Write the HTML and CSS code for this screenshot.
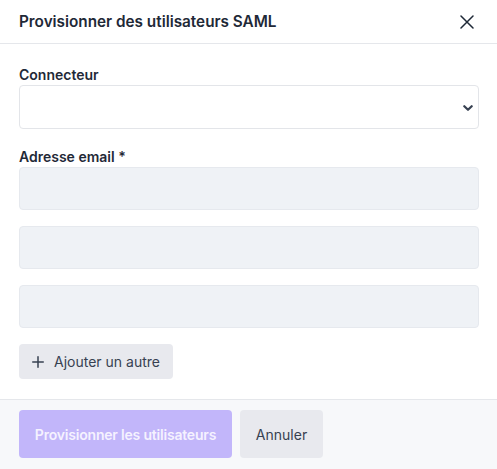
FILE: index.html
```html
<!DOCTYPE html>
<html lang="fr">
<head>
<meta charset="utf-8">
<title>Provisionner des utilisateurs SAML</title>
<link rel="stylesheet" href="styles.css">
</head>
<body>
<div class="modal">
  <header class="modal-header">
    <h2 class="modal-title">Provisionner des utilisateurs SAML</h2>
    <button class="close" type="button" aria-label="Fermer">
      <svg width="14" height="14" viewBox="0 0 14 14" fill="none" stroke="currentColor" stroke-width="1.5" stroke-linecap="round"><path d="M1 1 13 13M13 1 1 13"/></svg>
    </button>
  </header>
  <div class="modal-body">
    <div class="field">
      <label class="label">Connecteur</label>
      <div class="select">
        <svg class="chev" width="10" height="6" viewBox="0 0 10 6" fill="none" stroke="currentColor" stroke-width="2.2" stroke-linecap="round" stroke-linejoin="round"><path d="M1.3 1.2 5 4.8 8.7 1.2"/></svg>
      </div>
    </div>
    <div class="field field-email">
      <label class="label">Adresse email *</label>
      <div class="inputs">
        <div class="input"></div>
        <div class="input"></div>
        <div class="input"></div>
      </div>
    </div>
    <button class="add" type="button">
      <svg width="12" height="12" viewBox="0 0 12 12" fill="none" stroke="currentColor" stroke-width="1.5" stroke-linecap="round"><path d="M6 0.75v10.5M0.75 6h10.5"/></svg>
      <span>Ajouter un autre</span>
    </button>
  </div>
  <footer class="modal-footer">
    <button class="btn btn-primary" type="button">Provisionner les utilisateurs</button>
    <button class="btn btn-secondary" type="button">Annuler</button>
  </footer>
</div>
</body>
</html>
```
FILE: styles.css
```css
* { box-sizing: border-box; }
html, body { margin: 0; padding: 0; }
body {
  background: #ffffff;
  font-family: Inter, "Noto Sans", sans-serif;
  color: #1f2937;
  width: 497px;
  height: 469px;
  overflow: hidden;
}
.modal {
  display: flex;
  flex-direction: column;
  height: 469px;
}
.modal-header {
  height: 44px;
  border-bottom: 1px solid #e5e7eb;
  display: flex;
  align-items: center;
  justify-content: space-between;
  padding: 0 23px 0 19px;
}
.modal-title {
  margin: 0;
  font-size: 15.3px;
  font-weight: 600;
  line-height: 20px;
  color: #1f2937;
}
.close {
  border: 0;
  background: none;
  padding: 0;
  color: #1f2937;
  display: flex;
  width: 14px;
  height: 14px;
}
.modal-body {
  padding: 21px 18px 20px 19px;
  display: flex;
  flex-direction: column;
  align-items: flex-start;
}
.field { width: 100%; }
.field-email { margin-top: 18px; }
.label {
  display: block;
  font-size: 14px;
  font-weight: 600;
  line-height: 20px;
  color: #1f2937;
}
.select {
  height: 44px;
  border: 1px solid #e3e5e9;
  border-radius: 4px;
  background: #fff;
  display: flex;
  align-items: center;
  justify-content: flex-end;
  padding-right: 5px;
  color: #374151;
}
.chev { margin-top: 2px; }
.inputs {
  display: flex;
  flex-direction: column;
  gap: 16px;
}
.input {
  height: 43px;
  background: #eff2f6;
  border: 1px solid #e6e9ee;
  border-radius: 4px;
}
.add {
  margin-top: 16px;
  height: 35px;
  width: 154px;
  border: 0;
  border-radius: 4px;
  background: #e8e9ee;
  color: #374151;
  font-family: inherit;
  font-size: 14px;
  display: flex;
  align-items: center;
  gap: 10px;
  padding: 0 13px;
}
.modal-footer {
  flex: 1;
  background: #f7f8fa;
  border-top: 1px solid #e5e7eb;
  display: flex;
  gap: 8px;
  padding: 10px 19px;
  align-items: flex-start;
}
.btn {
  height: 48px;
  border: 0;
  border-radius: 4px;
  font-family: inherit;
  font-size: 14px;
  padding: 0;
  white-space: nowrap;
  text-align: center;
}
.btn-primary {
  width: 213px;
  background: #c2b6fa;
  color: #f5f2ff;
  font-weight: 600;
  letter-spacing: -0.2px;
}
.btn-secondary {
  width: 83px;
  background: #e8e9ee;
  color: #374151;
  font-weight: 400;
}
```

# EXERCISE PROMPT
Repeat the material above verbatim. Leave the pictures behind.

# SOLUTION FOR THIS EXERCISE
Write the HTML and CSS code for this screenshot.
FILE: index.html
```html
<!DOCTYPE html>
<html lang="fr">
<head>
<meta charset="utf-8">
<title>Provisionner des utilisateurs SAML</title>
<link rel="stylesheet" href="styles.css">
</head>
<body>
<div class="modal">
  <header class="modal-header">
    <h2 class="modal-title">Provisionner des utilisateurs SAML</h2>
    <button class="close" type="button" aria-label="Fermer">
      <svg width="14" height="14" viewBox="0 0 14 14" fill="none" stroke="currentColor" stroke-width="1.5" stroke-linecap="round"><path d="M1 1 13 13M13 1 1 13"/></svg>
    </button>
  </header>
  <div class="modal-body">
    <div class="field">
      <label class="label">Connecteur</label>
      <div class="select">
        <svg class="chev" width="10" height="6" viewBox="0 0 10 6" fill="none" stroke="currentColor" stroke-width="2.2" stroke-linecap="round" stroke-linejoin="round"><path d="M1.3 1.2 5 4.8 8.7 1.2"/></svg>
      </div>
    </div>
    <div class="field field-email">
      <label class="label">Adresse email *</label>
      <div class="inputs">
        <div class="input"></div>
        <div class="input"></div>
        <div class="input"></div>
      </div>
    </div>
    <button class="add" type="button">
      <svg width="12" height="12" viewBox="0 0 12 12" fill="none" stroke="currentColor" stroke-width="1.5" stroke-linecap="round"><path d="M6 0.75v10.5M0.75 6h10.5"/></svg>
      <span>Ajouter un autre</span>
    </button>
  </div>
  <footer class="modal-footer">
    <button class="btn btn-primary" type="button">Provisionner les utilisateurs</button>
    <button class="btn btn-secondary" type="button">Annuler</button>
  </footer>
</div>
</body>
</html>
```
FILE: styles.css
```css
* { box-sizing: border-box; }
html, body { margin: 0; padding: 0; }
body {
  background: #ffffff;
  font-family: Inter, "Noto Sans", sans-serif;
  color: #1f2937;
  width: 497px;
  height: 469px;
  overflow: hidden;
}
.modal {
  display: flex;
  flex-direction: column;
  height: 469px;
}
.modal-header {
  height: 44px;
  border-bottom: 1px solid #e5e7eb;
  display: flex;
  align-items: center;
  justify-content: space-between;
  padding: 0 23px 0 19px;
}
.modal-title {
  margin: 0;
  font-size: 15.3px;
  font-weight: 600;
  line-height: 20px;
  color: #1f2937;
}
.close {
  border: 0;
  background: none;
  padding: 0;
  color: #1f2937;
  display: flex;
  width: 14px;
  height: 14px;
}
.modal-body {
  padding: 21px 18px 20px 19px;
  display: flex;
  flex-direction: column;
  align-items: flex-start;
}
.field { width: 100%; }
.field-email { margin-top: 18px; }
.label {
  display: block;
  font-size: 14px;
  font-weight: 600;
  line-height: 20px;
  color: #1f2937;
}
.select {
  height: 44px;
  border: 1px solid #e3e5e9;
  border-radius: 4px;
  background: #fff;
  display: flex;
  align-items: center;
  justify-content: flex-end;
  padding-right: 5px;
  color: #374151;
}
.chev { margin-top: 2px; }
.inputs {
  display: flex;
  flex-direction: column;
  gap: 16px;
}
.input {
  height: 43px;
  background: #eff2f6;
  border: 1px solid #e6e9ee;
  border-radius: 4px;
}
.add {
  margin-top: 16px;
  height: 35px;
  width: 154px;
  border: 0;
  border-radius: 4px;
  background: #e8e9ee;
  color: #374151;
  font-family: inherit;
  font-size: 14px;
  display: flex;
  align-items: center;
  gap: 10px;
  padding: 0 13px;
}
.modal-footer {
  flex: 1;
  background: #f7f8fa;
  border-top: 1px solid #e5e7eb;
  display: flex;
  gap: 8px;
  padding: 10px 19px;
  align-items: flex-start;
}
.btn {
  height: 48px;
  border: 0;
  border-radius: 4px;
  font-family: inherit;
  font-size: 14px;
  padding: 0;
  white-space: nowrap;
  text-align: center;
}
.btn-primary {
  width: 213px;
  background: #c2b6fa;
  color: #f5f2ff;
  font-weight: 600;
  letter-spacing: -0.2px;
}
.btn-secondary {
  width: 83px;
  background: #e8e9ee;
  color: #374151;
  font-weight: 400;
}
```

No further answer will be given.